» **EXERCISE PROMPT**
Reproduce the listing exactly and skip over any pictures.

» **RAW DATA**
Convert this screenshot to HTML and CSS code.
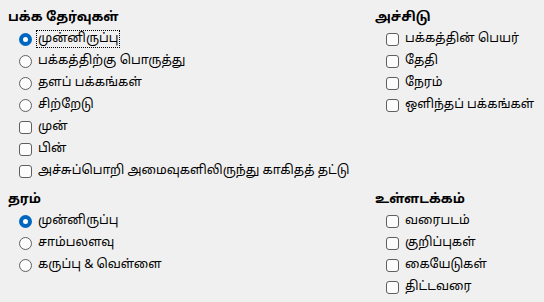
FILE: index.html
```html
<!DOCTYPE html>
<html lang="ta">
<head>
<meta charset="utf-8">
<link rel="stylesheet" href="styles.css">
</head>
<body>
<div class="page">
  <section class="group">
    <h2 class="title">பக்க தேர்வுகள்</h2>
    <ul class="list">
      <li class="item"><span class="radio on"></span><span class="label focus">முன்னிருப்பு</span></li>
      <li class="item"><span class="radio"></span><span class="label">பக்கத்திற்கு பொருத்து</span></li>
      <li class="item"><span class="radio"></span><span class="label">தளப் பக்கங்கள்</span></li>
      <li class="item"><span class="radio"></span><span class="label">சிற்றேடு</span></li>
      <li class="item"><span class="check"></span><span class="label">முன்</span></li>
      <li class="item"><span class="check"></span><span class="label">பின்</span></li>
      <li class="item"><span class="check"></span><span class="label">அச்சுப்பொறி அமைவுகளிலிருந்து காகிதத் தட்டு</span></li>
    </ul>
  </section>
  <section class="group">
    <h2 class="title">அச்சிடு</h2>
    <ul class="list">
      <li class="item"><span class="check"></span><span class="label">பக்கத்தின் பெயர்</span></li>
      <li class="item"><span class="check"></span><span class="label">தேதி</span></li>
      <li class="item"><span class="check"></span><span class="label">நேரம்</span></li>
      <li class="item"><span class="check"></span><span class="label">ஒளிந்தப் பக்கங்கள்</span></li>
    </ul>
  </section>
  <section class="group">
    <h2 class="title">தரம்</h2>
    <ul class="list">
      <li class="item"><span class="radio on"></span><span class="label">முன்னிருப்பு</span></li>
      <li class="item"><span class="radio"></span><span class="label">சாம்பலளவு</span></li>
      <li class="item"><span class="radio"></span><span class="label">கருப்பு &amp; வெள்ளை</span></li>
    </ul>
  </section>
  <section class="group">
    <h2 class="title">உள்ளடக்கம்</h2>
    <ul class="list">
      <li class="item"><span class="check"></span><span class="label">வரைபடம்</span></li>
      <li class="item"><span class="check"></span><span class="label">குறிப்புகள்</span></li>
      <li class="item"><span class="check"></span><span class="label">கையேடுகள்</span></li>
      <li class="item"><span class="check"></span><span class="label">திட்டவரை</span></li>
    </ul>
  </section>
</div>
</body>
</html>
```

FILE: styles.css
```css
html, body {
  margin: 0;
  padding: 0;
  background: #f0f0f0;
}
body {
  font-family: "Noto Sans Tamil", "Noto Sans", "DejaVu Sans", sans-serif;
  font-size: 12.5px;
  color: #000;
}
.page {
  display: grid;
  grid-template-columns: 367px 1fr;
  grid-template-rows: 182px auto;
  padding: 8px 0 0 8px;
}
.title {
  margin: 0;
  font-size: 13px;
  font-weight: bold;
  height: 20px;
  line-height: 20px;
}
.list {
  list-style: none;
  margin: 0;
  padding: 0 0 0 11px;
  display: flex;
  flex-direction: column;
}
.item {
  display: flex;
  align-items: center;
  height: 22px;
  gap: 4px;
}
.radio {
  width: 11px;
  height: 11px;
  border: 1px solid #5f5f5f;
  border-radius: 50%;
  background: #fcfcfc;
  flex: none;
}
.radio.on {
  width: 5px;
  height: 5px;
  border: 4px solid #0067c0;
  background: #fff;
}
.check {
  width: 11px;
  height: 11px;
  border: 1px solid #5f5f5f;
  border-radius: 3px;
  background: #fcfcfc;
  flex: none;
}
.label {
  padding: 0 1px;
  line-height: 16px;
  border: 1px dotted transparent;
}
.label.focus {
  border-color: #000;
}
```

» **EXERCISE RESPONSE**
Convert this screenshot to HTML and CSS code.
FILE: index.html
```html
<!DOCTYPE html>
<html lang="ta">
<head>
<meta charset="utf-8">
<link rel="stylesheet" href="styles.css">
</head>
<body>
<div class="page">
  <section class="group">
    <h2 class="title">பக்க தேர்வுகள்</h2>
    <ul class="list">
      <li class="item"><span class="radio on"></span><span class="label focus">முன்னிருப்பு</span></li>
      <li class="item"><span class="radio"></span><span class="label">பக்கத்திற்கு பொருத்து</span></li>
      <li class="item"><span class="radio"></span><span class="label">தளப் பக்கங்கள்</span></li>
      <li class="item"><span class="radio"></span><span class="label">சிற்றேடு</span></li>
      <li class="item"><span class="check"></span><span class="label">முன்</span></li>
      <li class="item"><span class="check"></span><span class="label">பின்</span></li>
      <li class="item"><span class="check"></span><span class="label">அச்சுப்பொறி அமைவுகளிலிருந்து காகிதத் தட்டு</span></li>
    </ul>
  </section>
  <section class="group">
    <h2 class="title">அச்சிடு</h2>
    <ul class="list">
      <li class="item"><span class="check"></span><span class="label">பக்கத்தின் பெயர்</span></li>
      <li class="item"><span class="check"></span><span class="label">தேதி</span></li>
      <li class="item"><span class="check"></span><span class="label">நேரம்</span></li>
      <li class="item"><span class="check"></span><span class="label">ஒளிந்தப் பக்கங்கள்</span></li>
    </ul>
  </section>
  <section class="group">
    <h2 class="title">தரம்</h2>
    <ul class="list">
      <li class="item"><span class="radio on"></span><span class="label">முன்னிருப்பு</span></li>
      <li class="item"><span class="radio"></span><span class="label">சாம்பலளவு</span></li>
      <li class="item"><span class="radio"></span><span class="label">கருப்பு &amp; வெள்ளை</span></li>
    </ul>
  </section>
  <section class="group">
    <h2 class="title">உள்ளடக்கம்</h2>
    <ul class="list">
      <li class="item"><span class="check"></span><span class="label">வரைபடம்</span></li>
      <li class="item"><span class="check"></span><span class="label">குறிப்புகள்</span></li>
      <li class="item"><span class="check"></span><span class="label">கையேடுகள்</span></li>
      <li class="item"><span class="check"></span><span class="label">திட்டவரை</span></li>
    </ul>
  </section>
</div>
</body>
</html>
```

FILE: styles.css
```css
html, body {
  margin: 0;
  padding: 0;
  background: #f0f0f0;
}
body {
  font-family: "Noto Sans Tamil", "Noto Sans", "DejaVu Sans", sans-serif;
  font-size: 12.5px;
  color: #000;
}
.page {
  display: grid;
  grid-template-columns: 367px 1fr;
  grid-template-rows: 182px auto;
  padding: 8px 0 0 8px;
}
.title {
  margin: 0;
  font-size: 13px;
  font-weight: bold;
  height: 20px;
  line-height: 20px;
}
.list {
  list-style: none;
  margin: 0;
  padding: 0 0 0 11px;
  display: flex;
  flex-direction: column;
}
.item {
  display: flex;
  align-items: center;
  height: 22px;
  gap: 4px;
}
.radio {
  width: 11px;
  height: 11px;
  border: 1px solid #5f5f5f;
  border-radius: 50%;
  background: #fcfcfc;
  flex: none;
}
.radio.on {
  width: 5px;
  height: 5px;
  border: 4px solid #0067c0;
  background: #fff;
}
.check {
  width: 11px;
  height: 11px;
  border: 1px solid #5f5f5f;
  border-radius: 3px;
  background: #fcfcfc;
  flex: none;
}
.label {
  padding: 0 1px;
  line-height: 16px;
  border: 1px dotted transparent;
}
.label.focus {
  border-color: #000;
}
```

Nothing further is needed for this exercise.